Unfortunately, getting birth control requires a doctor’s visit. Women under-go a simple examination and receive a pamphlet with all the different birth control options. They then have a conversation with their doctor of what type of birth control suits them and their lifestyle the best.
This process isn’t necessary.Women in Indianapolis, Indiana, are looking to launch a new app that doesn’t require a doctor’s visit in order to get birth control. According to Fox59.com, women can download the app, “Nurx”, to get a prescription and have the contraception delivered to their door. Women can register for a free Nurx account online by filling out a basic medical questionnaire and exchanging a few messages with a doctor. With birth control options expanding and the stigma shrinking, it shouldn’t come to a surprise that an app has been created. With this, people just looking for a quick and easy path to getting birth control can get it without a doctor’s visit safely and affordably.
Who wouldn’t want this app? It enables to women to get their birth control quickly and easily, still, with the doctor’s opinion and approval. Ohio needs to authorize this app so women throughout the state have more options.
After choosing birth control type and brand, women can enter their insurance information for review, and a doctor will fill the prescription, which will then be delivered to their home. Uninsured patients can still receive birth control at a cost of just $15. Nurx is currently only authorized to deliver to California, Washington, New York, Washington, D.C, Virginia, Pennsylvania, Massachusetts, Florida, Michigan , Missouri, Minnesota, Maryland and Indiana.

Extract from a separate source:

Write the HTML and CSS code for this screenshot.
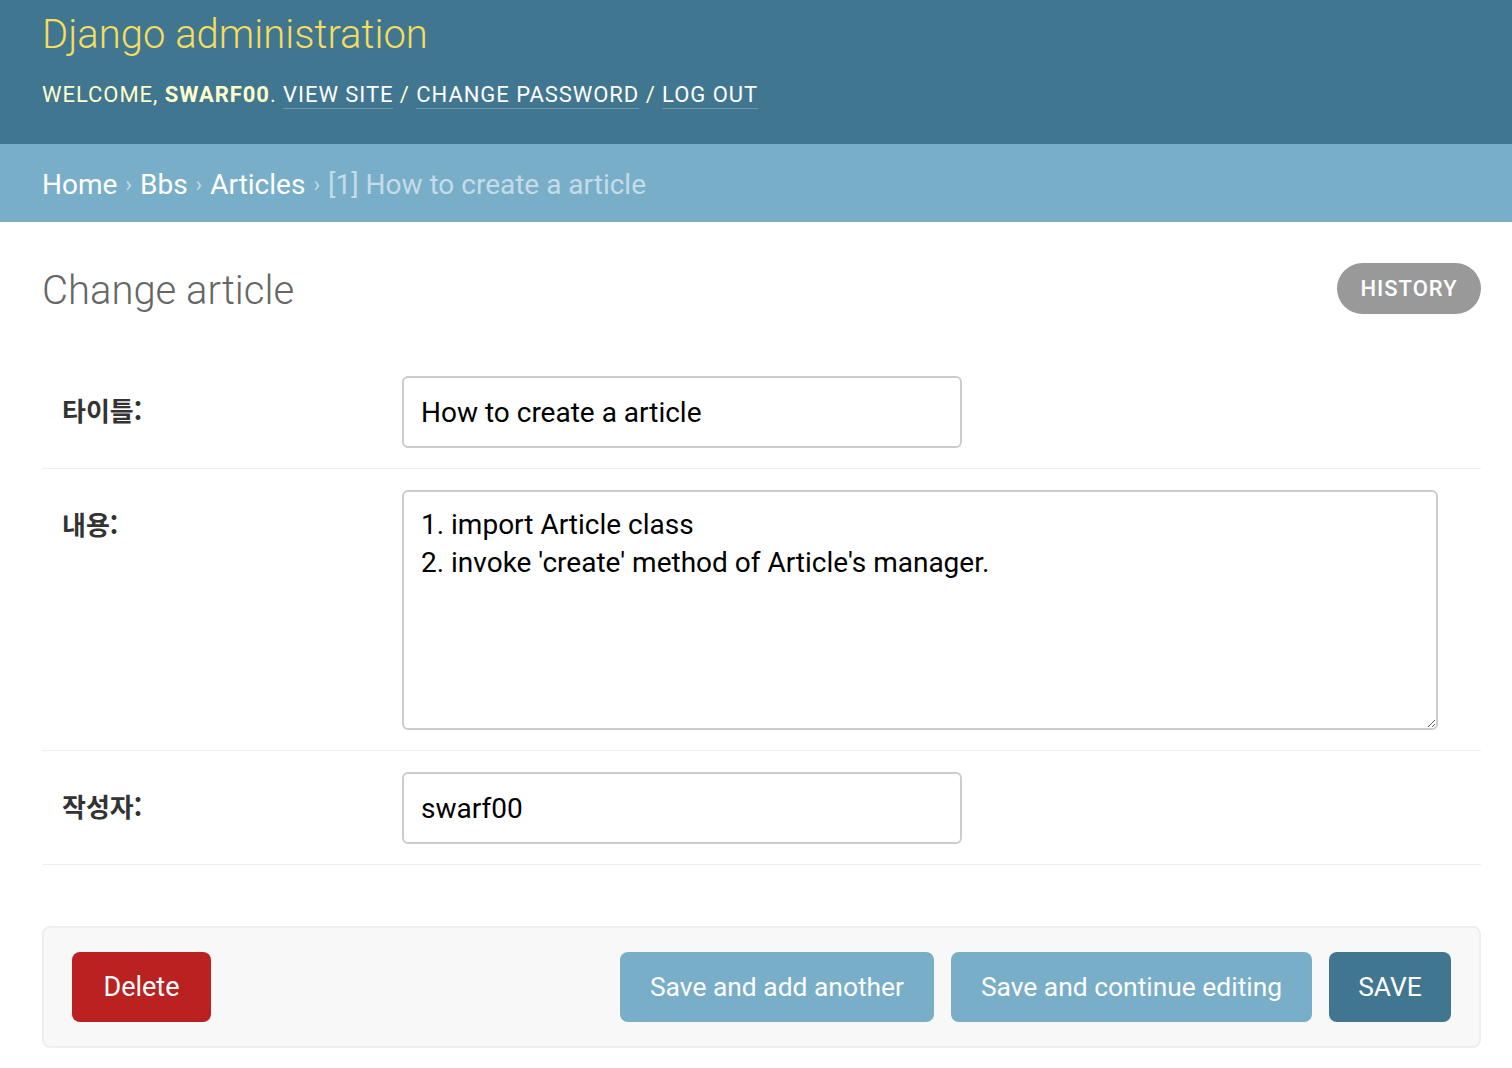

According to the National Campaign to Prevent Teen and Unplanned Pregnancies, 49 percent of all pregnancies are described as unplanned, and in 2010, public spending for unplanned pregnancies totaled an estimated $376 million.

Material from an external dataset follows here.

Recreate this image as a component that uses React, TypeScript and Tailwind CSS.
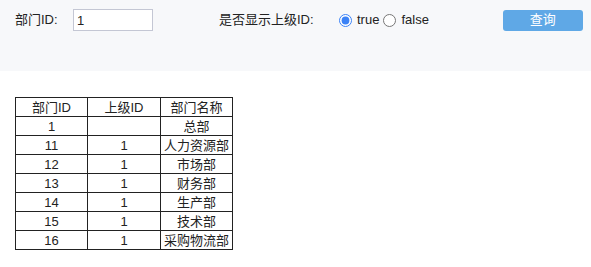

The broad, positive impacts of birth control include boosting the US economy because fewer unplanned pregnancies will occur, so therefore consumers should have more access to birth control because it is ultimately does more for the country’s bottom line.

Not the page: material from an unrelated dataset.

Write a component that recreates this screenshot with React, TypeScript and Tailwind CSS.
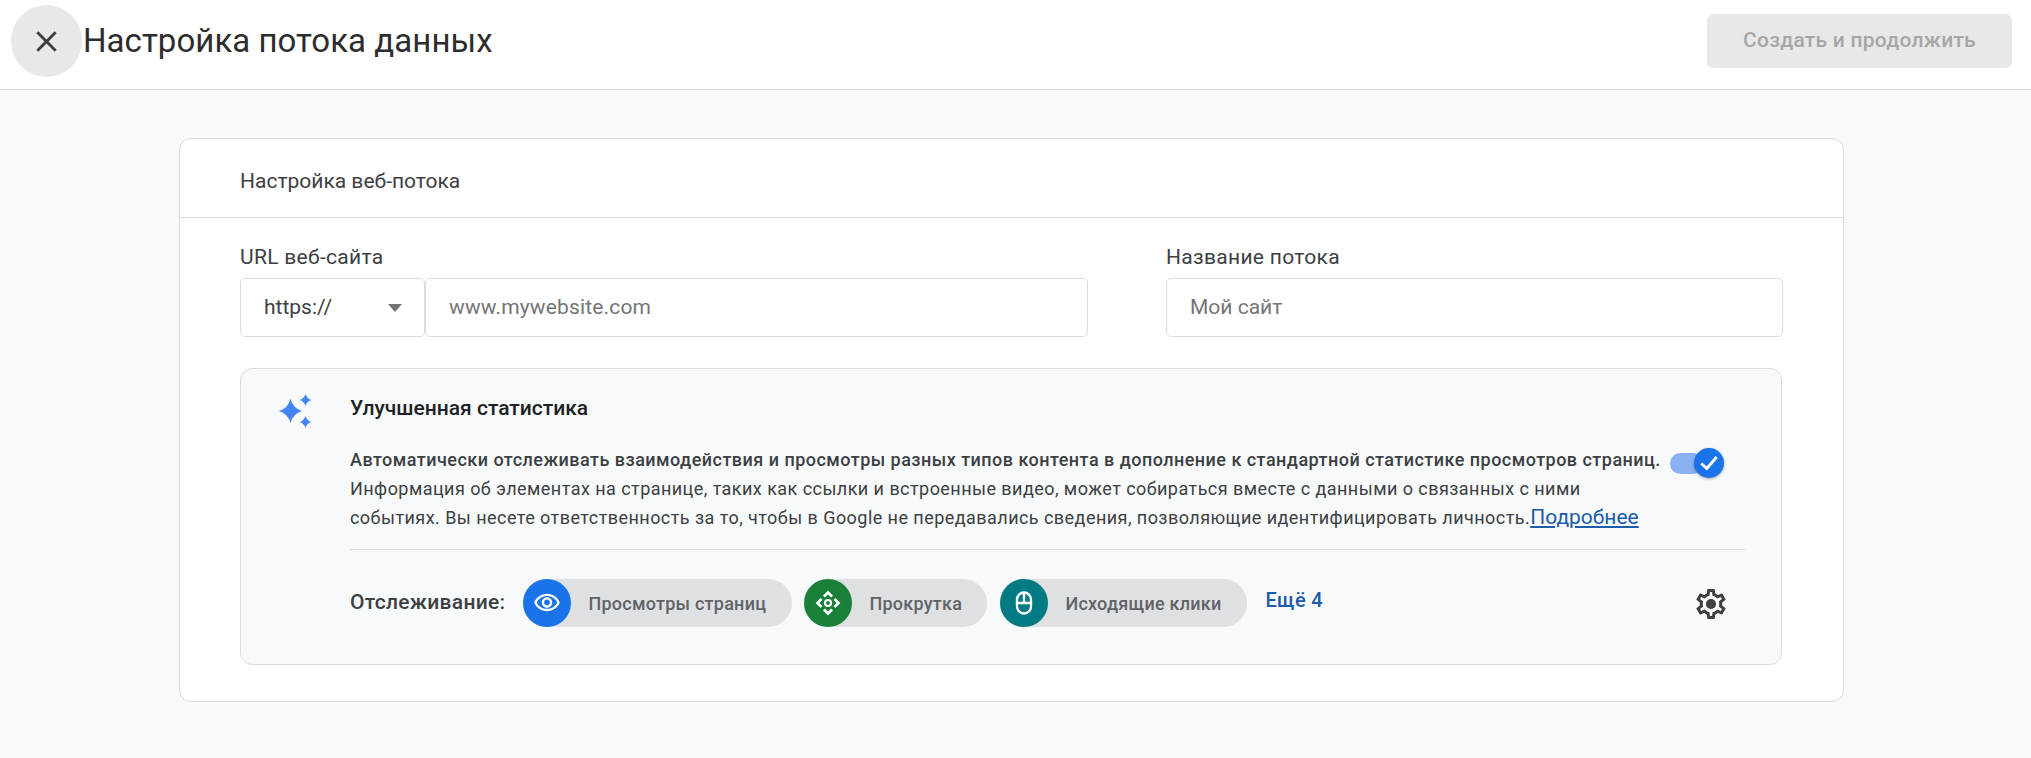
import React from "react";

function star(cx: number, cy: number, rx: number, ry: number) {
  const kx = rx * 0.22;
  const ky = ry * 0.22;
  return `M${cx} ${cy - ry}Q${cx + kx} ${cy - ky} ${cx + rx} ${cy}Q${cx + kx} ${cy + ky} ${cx} ${cy + ry}Q${cx - kx} ${cy + ky} ${cx - rx} ${cy}Q${cx - kx} ${cy - ky} ${cx} ${cy - ry}Z`;
}

export default function App() {
  return (
    <div className="min-h-screen bg-[#f8f9fa] font-['Roboto',sans-serif] text-[#202124] overflow-hidden">
      <header className="h-[90px] bg-white border-b border-[#dadce0] flex items-center pb-[7px] pl-[11px] pr-[19px]">
        <button className="w-[71px] h-[72px] rounded-full bg-[#e8e8e8] flex items-center justify-center text-[#3c4043]">
          <svg width="35" height="35" viewBox="0 0 24 24" fill="currentColor"><path d="M19 6.41 17.59 5 12 10.59 6.41 5 5 6.41 10.59 12 5 17.59 6.41 19 12 13.41 17.59 19 19 17.59 13.41 12z" /></svg>
        </button>
        <h1 className="ml-[1px] text-[33px] leading-[40px] font-normal text-[#2d2d2d] tracking-[0.05px]">Настройка потока данных</h1>
        <button className="ml-auto w-[305px] h-[54px] rounded-[6px] bg-[#e8e8e8] text-[#a6a6a6] text-[21px] font-medium tracking-[0.25px]">Создать и продолжить</button>
      </header>
      <main className="pt-[48px] pl-[179px]">
        <section className="w-[1665px] bg-white border border-[#dadce0] rounded-[12px]">
          <div className="h-[79px] border-b border-[#dadce0] pl-[60px] pt-[7px] flex items-center text-[21px] text-[#3c4043]">Настройка веб-потока</div>
          <div className="pl-[60px] pr-[61px] pt-[27px] pb-[36px]">
            <div className="grid grid-cols-[848px_617px] gap-x-[78px]">
              <div>
                <div className="text-[21px] leading-[24px] tracking-[0.3px] text-[#3c4043] mb-[9px]">URL веб-сайта</div>
                <div className="flex">
                  <div className="w-[185px] h-[59px] bg-white border border-[#dadce0] rounded-[5px] flex items-center pl-[23px] pr-[22px] justify-between text-[21px] text-[#3c4043]">
                    <span className="pt-px">https://</span>
                    <span className="w-0 h-0 border-x-[7px] border-x-transparent border-t-[8px] border-t-[#757575]" />
                  </div>
                  <div className="flex-1 h-[59px] bg-white border border-[#dadce0] rounded-[5px] flex items-center pl-[23px] pt-px text-[21px] text-[#757575] tracking-[0.15px]">www.mywebsite.com</div>
                </div>
              </div>
              <div>
                <div className="text-[21px] leading-[24px] tracking-[0.3px] text-[#3c4043] mb-[9px]">Название потока</div>
                <div className="h-[59px] bg-white border border-[#dadce0] rounded-[5px] flex items-center pl-[23px] pt-px text-[21px] text-[#757575]">Мой сайт</div>
              </div>
            </div>
            <div className="mt-[31px] bg-[#f8f9fa] border border-[#dadce0] rounded-[12px] flex pt-[25px] pb-[37px] pl-[38px] pr-[36px]">
              <svg className="shrink-0" width="33" height="34" viewBox="0 0 33 34" fill="#4285f4">
                <path d={star(11.5, 17, 11.5, 12)} />
                <path d={star(26.5, 6, 6, 6)} />
                <path d={star(26.5, 28, 6, 6)} />
              </svg>
              <div className="ml-[38px] flex-1">
                <div className="mt-[2px] text-[21px] leading-[24px] font-medium text-[#202124]">Улучшенная статистика</div>
                <div className="mt-[25px] text-[18px] leading-[29px] text-[#3c4043] pb-[17px] border-b border-[#dadce0] whitespace-nowrap tracking-[0.45px]">
                  <div className="flex items-start">
                    <span className="font-medium tracking-[0.47px]">Автоматически отслеживать взаимодействия и просмотры разных типов контента в дополнение к стандартной статистике просмотров страниц.</span>
                    <span className="relative mt-[8px] ml-[9px] block w-[34px] h-[21px] rounded-full bg-[#8ab1f4]">
                      <span className="absolute left-[24px] -top-[5px] w-[30px] h-[30px] rounded-full bg-[#1a73e8] shadow-[0_1px_3px_rgba(0,0,0,0.35)] flex items-center justify-center">
                        <svg width="22" height="22" viewBox="0 0 20 20" fill="none" stroke="white" strokeWidth="2.6"><path d="M3 10.5 8 15 17 4.5" /></svg>
                      </span>
                    </span>
                  </div>
                  <div>Информация об элементах на странице, таких как ссылки и встроенные видео, может собираться вместе с данными о связанных с ними</div>
                  <div>событиях. Вы несете ответственность за то, чтобы в Google не передавались сведения, позволяющие идентифицировать личность.<a className="text-[#1a5ca8] underline text-[21px] tracking-normal">Подробнее</a></div>
                </div>
                <div className="mt-[29px] flex items-center">
                  <span className="text-[21px] font-medium text-[#3c4043] tracking-[0.3px] mr-[18px]">Отслеживание:</span>
                  <div className="w-[269px] h-[48px] rounded-full bg-[#dfe0e2] flex items-center">
                    <span className="w-[48px] h-[48px] rounded-full bg-[#1a73e8] flex items-center justify-center">
                      <svg width="28" height="28" viewBox="0 0 24 24" fill="white"><path d="M12 6c3.79 0 7.17 2.13 8.82 5.5C19.17 14.87 15.79 17 12 17s-7.17-2.13-8.82-5.5C4.83 8.13 8.21 6 12 6m0-2C7 4 2.73 7.11 1 11.5 2.73 15.89 7 19 12 19s9.27-3.11 11-7.5C21.27 7.11 17 4 12 4zm0 5c1.38 0 2.5 1.12 2.5 2.5S13.38 14 12 14s-2.5-1.12-2.5-2.5S10.62 9 12 9m0-2c-2.48 0-4.5 2.02-4.5 4.5S9.52 16 12 16s4.5-2.02 4.5-4.5S14.48 7 12 7z" /></svg>
                    </span>
                    <span className="ml-[17px] text-[18px] font-medium text-[#5f6368] tracking-[0.25px]">Просмотры страниц</span>
                  </div>
                  <div className="ml-[12px] w-[183px] h-[48px] rounded-full bg-[#dfe0e2] flex items-center">
                    <span className="w-[48px] h-[48px] rounded-full bg-[#188038] flex items-center justify-center">
                      <svg width="28" height="28" viewBox="0 0 24 24" fill="none" stroke="white" strokeWidth="2.3"><path d="M8.5 6.5 12 3l3.5 3.5M8.5 17.5 12 21l3.5-3.5M6.5 8.5 3 12l3.5 3.5M17.5 8.5 21 12l-3.5 3.5" /><circle cx="12" cy="12" r="2.6" strokeWidth="1.8" /></svg>
                    </span>
                    <span className="ml-[17px] text-[18px] font-medium text-[#5f6368] tracking-[0.25px]">Прокрутка</span>
                  </div>
                  <div className="ml-[13px] w-[247px] h-[48px] rounded-full bg-[#dfe0e2] flex items-center">
                    <span className="w-[48px] h-[48px] rounded-full bg-[#007b83] flex items-center justify-center">
                      <svg width="28" height="28" viewBox="0 0 24 24" fill="none" stroke="white" strokeWidth="2"><rect x="6" y="3" width="12" height="18" rx="6" /><path d="M6 12h12M12 3v9" /></svg>
                    </span>
                    <span className="ml-[17px] text-[18px] font-medium text-[#5f6368] tracking-[0.25px]">Исходящие клики</span>
                  </div>
                  <a className="ml-[18px] mb-[6px] text-[20px] font-medium text-[#1a5ca8] tracking-[0.4px]">Ещё 4</a>
                  <svg className="ml-auto mr-[16px] mt-[2px]" width="36" height="36" viewBox="0 0 24 24" fill="#3c4043"><path d="M19.43 12.98c.04-.32.07-.64.07-.98 0-.34-.03-.66-.07-.98l2.11-1.65c.19-.15.24-.42.12-.64l-2-3.46c-.09-.16-.26-.25-.44-.25-.06 0-.12.01-.17.03l-2.49 1c-.52-.4-1.08-.73-1.69-.98l-.38-2.65C14.46 2.18 14.25 2 14 2h-4c-.25 0-.46.18-.49.42l-.38 2.65c-.61.25-1.17.59-1.69.98l-2.49-1c-.06-.02-.12-.03-.18-.03-.17 0-.34.09-.43.25l-2 3.46c-.13.22-.07.49.12.64l2.11 1.65c-.04.32-.07.65-.07.98 0 .33.03.66.07.98l-2.11 1.65c-.19.15-.24.42-.12.64l2 3.46c.09.16.26.25.44.25.06 0 .12-.01.17-.03l2.49-1c.52.4 1.08.73 1.69.98l.38 2.65c.03.24.24.42.49.42h4c.25 0 .46-.18.49-.42l.38-2.65c.61-.25 1.17-.59 1.69-.98l2.49 1c.06.02.12.03.18.03.17 0 .34-.09.43-.25l2-3.46c.12-.22.07-.49-.12-.64l-2.11-1.65zm-1.98-1.71c.04.31.05.52.05.73 0 .21-.02.43-.05.73l-.14 1.13.89.7 1.08.84-.7 1.21-1.27-.51-1.04-.42-.9.68c-.43.32-.84.56-1.25.73l-1.06.43-.16 1.13-.2 1.35h-1.4l-.19-1.35-.16-1.13-1.06-.43c-.43-.18-.83-.41-1.23-.71l-.91-.7-1.06.43-1.27.51-.7-1.21 1.08-.84.89-.7-.14-1.13c-.03-.31-.05-.54-.05-.74s.02-.43.05-.73l.14-1.13-.89-.7-1.08-.84.7-1.21 1.27.51 1.04.42.9-.68c.43-.32.84-.56 1.25-.73l1.06-.43.16-1.13.2-1.35h1.39l.19 1.35.16 1.13 1.06.43c.43.18.83.41 1.23.71l.91.7 1.06-.43 1.27-.51.7 1.21-1.07.85-.89.7.14 1.13z" /><circle cx="12" cy="12" r="3.4" /></svg>
                </div>
              </div>
            </div>
          </div>
        </section>
      </main>
    </div>
  );
}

Places like Planned Parenthood allowed “the U.S and state governments to save $13.6 billion in 2010 and it is estimated that for every $1 invested in family planning programs, federal and state governments save $7.09 in part because of the unintended pregnancies that were prevented from publicly supported contraception, ” according to Planned Parenthood’s website.
Ohio constituents need to contact their state representative to encourage the authorization of the “Nurx” app for Ohio so it is among the countless other states throughout the country to approve it.